Параллельно о работе над спектаклем в своём блоге рассказывает специалистка по реквизиту Клеа (Ребекка Лиддьярд). Именно Клеа посвящает зрителя в сюжет оперы: иудейская царевна воспылала страстью к Иоанну Крестителю, который трижды её отверг. Тогда Саломея уступила притязаниям своего отчима Ирода и станцевала для него танец семи покрывал, а взамен попросила голову пророка, чтобы наконец поцеловать своего возлюбленного. Клеа близка Саломея из второго состава и совсем не близка развязность распускающего руки исполнителя роли пророка, чьи действия скоро обернутся серьёзным репутационным ущербом. На всё это Эгоян наслаивает ещё и роман мужа Джанин с прислугой и томные взгляды самой Джанин в сторону Иоанна Крестителя из второго состава. На площадке присутствует также координатор интимных сцен, но избежать скандала в случае с «Саломеей», кажется, невозможно.

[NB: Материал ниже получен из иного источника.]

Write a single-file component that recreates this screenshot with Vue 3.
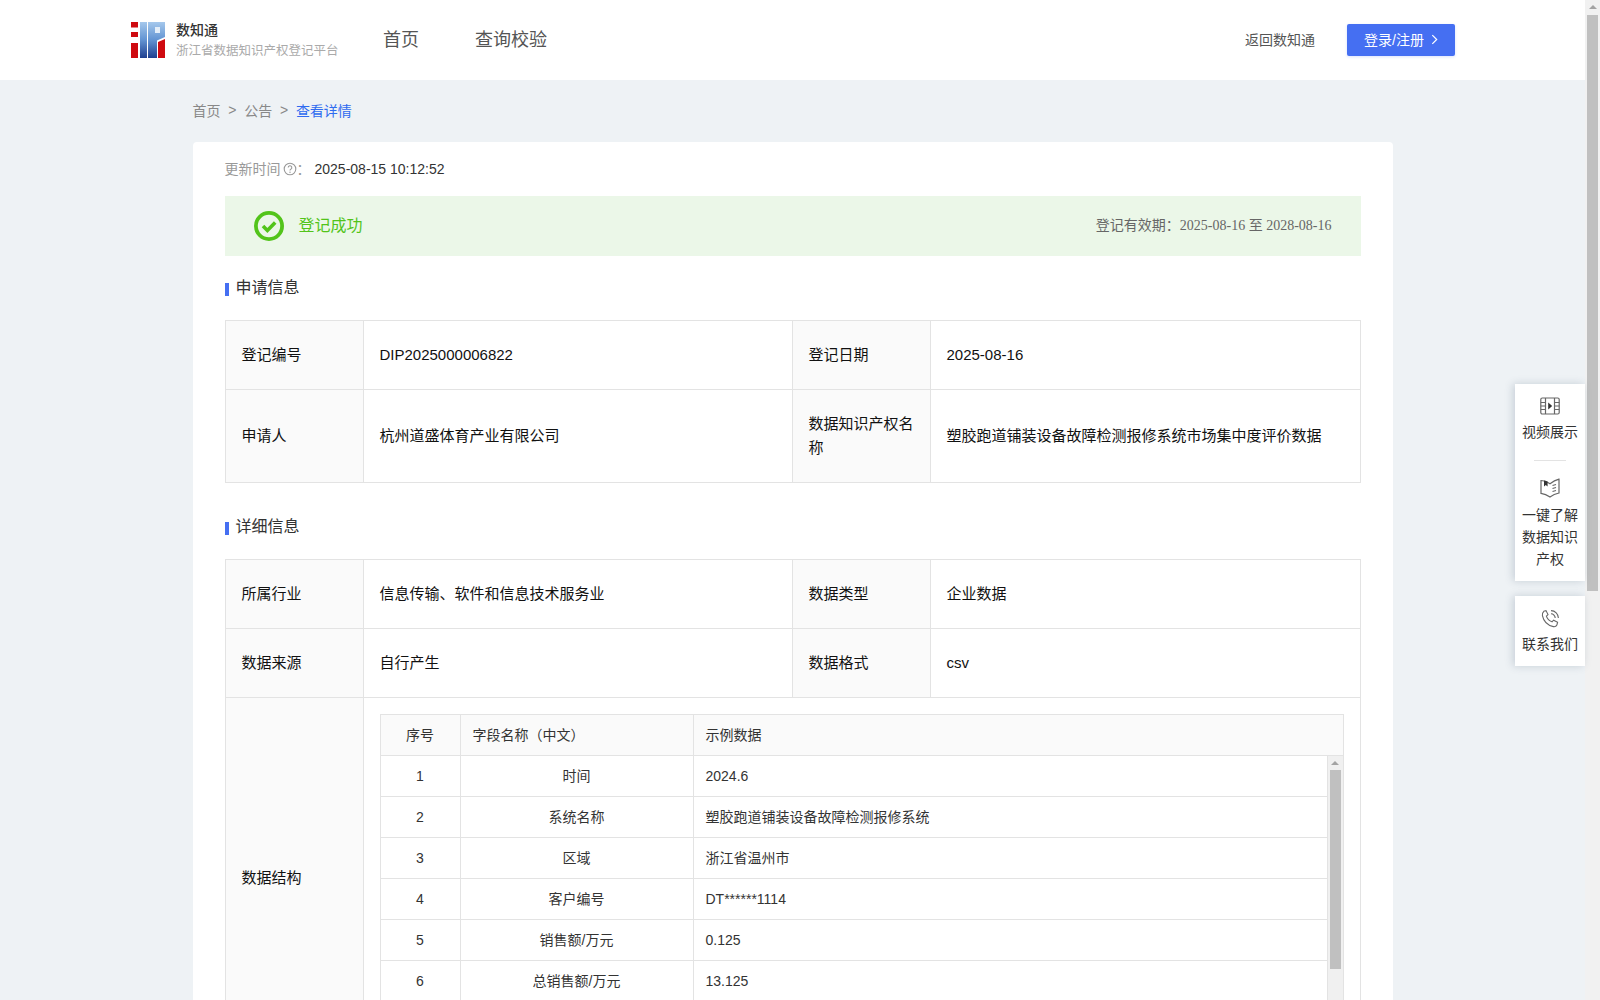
<template>
  <div class="page">
    <div class="main">
      <!-- 顶部导航 -->
      <header class="top">
        <div class="brand">
          <svg class="logo" viewBox="0 0 34 36" width="34" height="36">
            <defs>
              <linearGradient id="lg" x1="0" y1="0" x2="0" y2="1">
                <stop offset="0" stop-color="#a5c8ec" />
                <stop offset="0.5" stop-color="#6293d2" />
                <stop offset="1" stop-color="#1f3f8f" />
              </linearGradient>
            </defs>
            <rect x="0" y="0" width="7" height="5.5" fill="#cf0a10" />
            <rect x="0" y="10" width="7" height="5" fill="#cf0a10" />
            <rect x="0" y="21" width="7" height="15" fill="#cf0a10" />
            <rect x="9" y="0" width="7" height="36" fill="url(#lg)" />
            <path d="M17 0h17v15l-8 3.4V36h-9z" fill="url(#lg)" />
            <rect x="24" y="5" width="5" height="6" fill="#e4eef9" />
            <path d="M27 20l7-3v19h-7z" fill="#cf0a10" />
          </svg>
          <div class="brand-text">
            <div class="brand-name">数知通</div>
            <div class="brand-sub">浙江省数据知识产权登记平台</div>
          </div>
        </div>
        <nav class="nav">
          <a>首页</a>
          <a>查询校验</a>
        </nav>
        <a class="back">返回数知通</a>
        <button class="login">
          登录/注册
          <svg viewBox="0 0 8 12" width="7" height="11"><path d="M1.5 1l5 5-5 5" fill="none" stroke="#fff" stroke-width="1.4" /></svg>
        </button>
      </header>

      <div class="crumbs">
        <span>首页</span><i>&gt;</i><span>公告</span><i>&gt;</i><span class="now">查看详情</span>
      </div>

      <div class="card">
        <div class="update">
          <span class="update-label">更新时间</span>
          <svg class="help" viewBox="0 0 14 14" width="14" height="14">
            <circle cx="7" cy="7" r="5.8" fill="none" stroke="#999" stroke-width="1.1" />
            <path d="M5.2 5.6a1.8 1.8 0 1 1 2.6 1.6c-.6.3-.8.6-.8 1.2" fill="none" stroke="#999" stroke-width="1.1" />
            <circle cx="7" cy="10.2" r=".7" fill="#999" />
          </svg>
          <span class="update-label">：</span>
          <span class="update-time">2025-08-15 10:12:52</span>
        </div>

        <div class="result">
          <svg viewBox="0 0 30 30" width="30" height="30">
            <circle cx="15" cy="15" r="13.1" fill="none" stroke="#52c41a" stroke-width="3.8" />
            <path d="M9 15l4.4 4.4L21.2 11.6" fill="none" stroke="#52c41a" stroke-width="3.6" />
          </svg>
          <span class="result-text">登记成功</span>
          <span class="valid">登记有效期：<em>2025-08-16 至 2028-08-16</em></span>
        </div>

        <h3 class="sec sec-first">申请信息</h3>
        <div class="grid">
          <div class="lab row-a">登记编号</div>
          <div class="val row-a">DIP2025000006822</div>
          <div class="lab row-a">登记日期</div>
          <div class="val row-a">2025-08-16</div>
          <div class="lab row-b">申请人</div>
          <div class="val row-b">杭州道盛体育产业有限公司</div>
          <div class="lab row-b">数据知识产权名称</div>
          <div class="val row-b">塑胶跑道铺装设备故障检测报修系统市场集中度评价数据</div>
        </div>

        <h3 class="sec sec-second">详细信息</h3>
        <div class="grid">
          <div class="lab row-a">所属行业</div>
          <div class="val row-a">信息传输、软件和信息技术服务业</div>
          <div class="lab row-a">数据类型</div>
          <div class="val row-a">企业数据</div>
          <div class="lab row-a">数据来源</div>
          <div class="val row-a">自行产生</div>
          <div class="lab row-a">数据格式</div>
          <div class="val row-a">csv</div>
          <div class="lab">数据结构</div>
          <div class="val val-wide">
            <div class="inner">
              <div class="inner-head">
                <div class="c1">序号</div>
                <div class="c2 head-left">字段名称（中文）</div>
                <div class="c3">示例数据</div>
              </div>
              <div class="inner-body">
                <div class="inner-rows">
                  <div v-for="r in rows" :key="r.no" class="inner-row">
                    <div class="c1">{{ r.no }}</div>
                    <div class="c2">{{ r.name }}</div>
                    <div class="c3">{{ r.sample }}</div>
                  </div>
                </div>
                <div class="mini-bar">
                  <span class="arrow"></span>
                  <span class="mini-thumb"></span>
                </div>
              </div>
            </div>
          </div>
        </div>
      </div>

      <!-- 右侧悬浮 -->
      <aside class="float">
        <div class="float-box">
          <div class="float-item">
            <svg viewBox="0 0 20 18" width="20" height="18" fill="none" stroke="#666" stroke-width="1.2">
              <rect x=".8" y="1" width="18.4" height="16" rx="1.5" />
              <path d="M5.5 1v16M14.5 1v16M.8 5.5h4.7M.8 9h4.7M.8 12.5h4.7M14.5 5.5h4.7M14.5 9h4.7M14.5 12.5h4.7" />
              <path d="M8.2 5.6l4 3.4-4 3.4z" fill="#333" stroke="none" />
            </svg>
            <span>视频展示</span>
          </div>
          <div class="float-line"></div>
          <div class="float-item">
            <svg viewBox="0 0 20 20" width="20" height="20" fill="none" stroke="#666" stroke-width="1.2">
              <path d="M1 2.5c3 0 6 1 9 3.2 3-2.2 5.5-3.5 9-4.5v13.8c-3.5.8-6.5 2.2-9 4-2.5-1.8-5.5-3.2-9-3.6z" />
              <path d="M12.5 7.5l3.5-1M12.5 10.5l3.5-1M12.5 13.5l3.5-1" />
              <path d="M4 2.5v6l1.8-1.4L7.6 8.6V3.4z" fill="#333" stroke="none" />
            </svg>
            <span>一键了解<br />数据知识<br />产权</span>
          </div>
        </div>
        <div class="float-box">
          <div class="float-item float-tel">
            <svg viewBox="0 0 20 20" width="20" height="20" fill="none" stroke="#666" stroke-width="1.1">
              <path d="M3.6 2.2L6 1.6l2 4-1.6 1.6c.8 2.6 3 4.8 5.6 5.6l1.6-1.6 4 2-.6 2.4c-.4 1.6-2 2.4-3.6 2-5.6-1.2-9.8-5.4-11-11-.4-1.6.4-3.2 1.6-4.4z" />
              <path d="M11 1.6a7.4 7.4 0 0 1 7.4 7.4M11 4.8A4.2 4.2 0 0 1 15.2 9" />
            </svg>
            <span>联系我们</span>
          </div>
        </div>
      </aside>
    </div>

    <!-- 页面滚动条 -->
    <div class="page-bar">
      <span class="arrow"></span>
      <span class="page-thumb"></span>
    </div>
  </div>
</template>

<script setup>
/* 数据结构 示例行 */
const rows = [
  { no: 1, name: '时间', sample: '2024.6' },
  { no: 2, name: '系统名称', sample: '塑胶跑道铺装设备故障检测报修系统' },
  { no: 3, name: '区域', sample: '浙江省温州市' },
  { no: 4, name: '客户编号', sample: 'DT******1114' },
  { no: 5, name: '销售额/万元', sample: '0.125' },
  { no: 6, name: '总销售额/万元', sample: '13.125' }
]
</script>

<style>
html, body { margin: 0; height: 100%; overflow: hidden; }
</style>

<style scoped>
.page {
  display: flex; height: 1000px; overflow: hidden; background: #eef2f5;
  font-family: "Liberation Sans", "Noto Sans CJK SC", sans-serif; font-size: 14px; color: #333;
}
.main { flex: 1; min-width: 0; position: relative; }

/* header */
.top { height: 80px; background: #fff; display: flex; align-items: center; padding: 0 130px 0 131px; }
.brand { display: flex; align-items: center; width: 252px; }
.logo { flex: none; }
.brand-text { margin-left: 11px; }
.brand-name { font-size: 14px; line-height: 18px; font-weight: 500; color: #333; }
.brand-sub { font-size: 12.5px; line-height: 18px; color: #aaa; margin-top: 3px; white-space: nowrap; }
.nav { display: flex; gap: 56px; flex: 1; padding-bottom: 4px; }
.nav a { font-size: 18px; color: #555; }
.back { font-size: 14px; color: #555; margin-right: 32px; padding-bottom: 2px; }
.login {
  width: 108px; height: 32px; border: 0; border-radius: 2px; background: #456ff2; color: #fff;
  font: inherit; display: flex; align-items: center; justify-content: center; gap: 7px;
  padding: 0 0 3px; box-shadow: 0 1px 3px rgba(69, 111, 242, .2);
}
.login svg { margin-top: 2px; }

.crumbs { width: 1200px; margin: 0 auto; height: 62px; box-sizing: border-box; padding-bottom: 3px; display: flex; align-items: center; color: #888; }
.crumbs i { font-style: normal; margin: 0 7.75px; }
.crumbs .now { color: #2f6bf0; }

/* card */
.card { width: 1200px; margin: 0 auto; background: #fff; border-radius: 4px; padding: 0 32px; box-sizing: border-box; }
.update { height: 54px; display: flex; align-items: center; }
.update-label { color: #999; margin-top: -3px; }
.help { margin-left: 2px; }
.update-time { color: #333; margin-left: 4px; }
.result { height: 60px; background: #ebf7e8; display: flex; align-items: center; padding: 0 29px; }
.result-text { color: #52c41a; font-size: 16px; margin-left: 15px; flex: 1; padding-bottom: 5px; }
.valid { color: #666; padding-bottom: 5px; }
.valid em { font-style: normal; font-family: "Liberation Serif", "Noto Sans CJK SC", serif; }
.sec {
  margin: 0; font-size: 16px; font-weight: 400; color: #333; line-height: 20px;
  display: flex; align-items: center;
}
.sec::before { content: ""; width: 4px; height: 13px; background: #456ff2; margin-right: 7px; margin-top: 3px; }
.sec-first { padding: 22px 0 22px; }
.sec-second { padding: 34px 0 22px; }

/* 表格 */
.grid {
  display: grid; grid-template-columns: 138px 429px 138px 1fr;
  border-top: 1px solid #e3e3e3; border-left: 1px solid #e3e3e3;
}
.lab, .val {
  border-right: 1px solid #e3e3e3; border-bottom: 1px solid #e3e3e3; padding: 0 16px;
  display: flex; align-items: center; color: #111; font-size: 15px; line-height: 24px; box-sizing: border-box;
}
.lab { background: #fafafa; }
.row-a { height: 69px; }
.row-b { height: 93px; }
.val-wide { grid-column: 2 / 5; padding: 16px; align-items: flex-start; }

.inner { width: 100%; border: 1px solid #e3e3e3; box-sizing: border-box; font-size: 14px; color: #333; }
.inner-head { display: flex; height: 40px; background: #fafafa; border-bottom: 1px solid #e3e3e3; box-sizing: content-box; }
.inner-body { display: flex; height: 284px; }
.inner-rows { flex: 1; min-width: 0; }
.inner-row { display: flex; height: 40px; border-bottom: 1px solid #e3e3e3; box-sizing: content-box; }
.c1, .c2, .c3 { display: flex; align-items: center; box-sizing: border-box; }
.c1 { width: 80px; justify-content: center; border-right: 1px solid #e3e3e3; }
.c2 { width: 233px; justify-content: center; border-right: 1px solid #e3e3e3; }
.head-left { justify-content: flex-start; padding-left: 12px; }
.c3 { flex: 1; padding-left: 12px; }

/* 滚动条 */
.mini-bar { width: 15px; flex: none; background: #f0f0f0; border-left: 1px solid #e3e3e3; display: flex; flex-direction: column; align-items: center; }
.mini-thumb { width: 11px; height: 199px; background: #c0c0c0; margin-top: 5px; }
.arrow { width: 0; height: 0; border: 4px solid transparent; border-top: 0; border-bottom: 4px solid #a3a3a3; margin-top: 5px; flex: none; }
.page-bar { width: 15px; flex: none; background: #f1f1f1; display: flex; flex-direction: column; align-items: center; }
.page-thumb { width: 11px; height: 576px; background: #c0c0c0; margin-top: 6px; }

/* 悬浮 */
.float { position: absolute; right: 0; top: 384px; width: 70px; display: flex; flex-direction: column; gap: 15px; }
.float-box { background: #fff; box-shadow: -2px 0 8px rgba(60, 80, 110, .22); padding: 13px 0 11px; }
.float-item { display: flex; flex-direction: column; align-items: center; gap: 6px; font-size: 14px; line-height: 22px; color: #333; text-align: center; }
.float-tel { gap: 4px; }
.float-line { width: 32px; height: 1px; background: #e3e3e3; margin: 17px auto; }
</style>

«Семь вуалей» просто распирает от повторяющихся мотивов и сюжетных линий. Канадский режиссёр, славный историями о сложных и разрушительных сексуальных желаниях («Хлоя» и «Славное будущее»), на этот раз строит свой фильм как большое симфоническое произведение, в котором главная тема блуждает из регистра в регистр, претерпевает множество вариаций, но остаётся навязчивой и узнаваемой на каждом новом витке.
Если сказать проще: Эгоян тут, конечно, накрутил.

На экране присутствуют все типы в разной степени неэтичных отношений: учитель — ученица, режиссёр — актёр, наниматель — прислуга, служебные и инцестуальные связи. Интересно, к слову, что на протяжении всего фильма женщины работают со своими травмами на основе фантазий и интерпретаций мёртвых мужчин (постановка Чарльза с элементами видео отца Джанин в опере Штрауса по Оскару Уайльду). Руководство театра при этом настоятельно рекомендует за рамки предложенной мэтрами интерпретации не заходить.
Истории о нездоровых, фантастических, гипотетических и прошлых желаниях в картине реализованы на семи разных экранах. Помимо пространства самого фильма, история рассказывается через личные блоги Джанин и Клео, видеозвонки Джанин матери, дочери и почти бывшему супругу, просмотр записи того самого спектакля и домашнего видео отца Джанин плюс новые съёмки для танца семи покрывал.
Эгоян демонстрирует своё прекрасное умение громоздить общее художественное высказывание из множества заметок на полях повседневности.

Но, несмотря на самоотверженную и наэлектризованную игру Сайфред, все накрученные вокруг постановки сюжеты в итоге оказываются не более чем украшением — изящными виньетками на полях оперной постановки.
По сути, Эгоян, кажется, снял более дорогую телеверсию с комментариями вымышленной труппы. Главную мысль сама Джанин высказывает прямым текстом ещё в самом начале: история Саломеи — это «первый рассказ о преступлении на сексуальной почве». Пространство смыслов в «Семи вуалях» изрядно намагничено, одно притягивает другое, третье, но в итоге сходятся в одно общее место, что-то вроде «насилие — древнее и неизбежное зло», побочный эффект необузданных страстей. Стоило ли ради этого столько городить? Истории пересекаются и схлопываются в финальном страстном поцелуе Саломеи с отрубленной головой: все страсти удовлетворены, все с ними не совладавшие наказаны, выводов не предусматривается.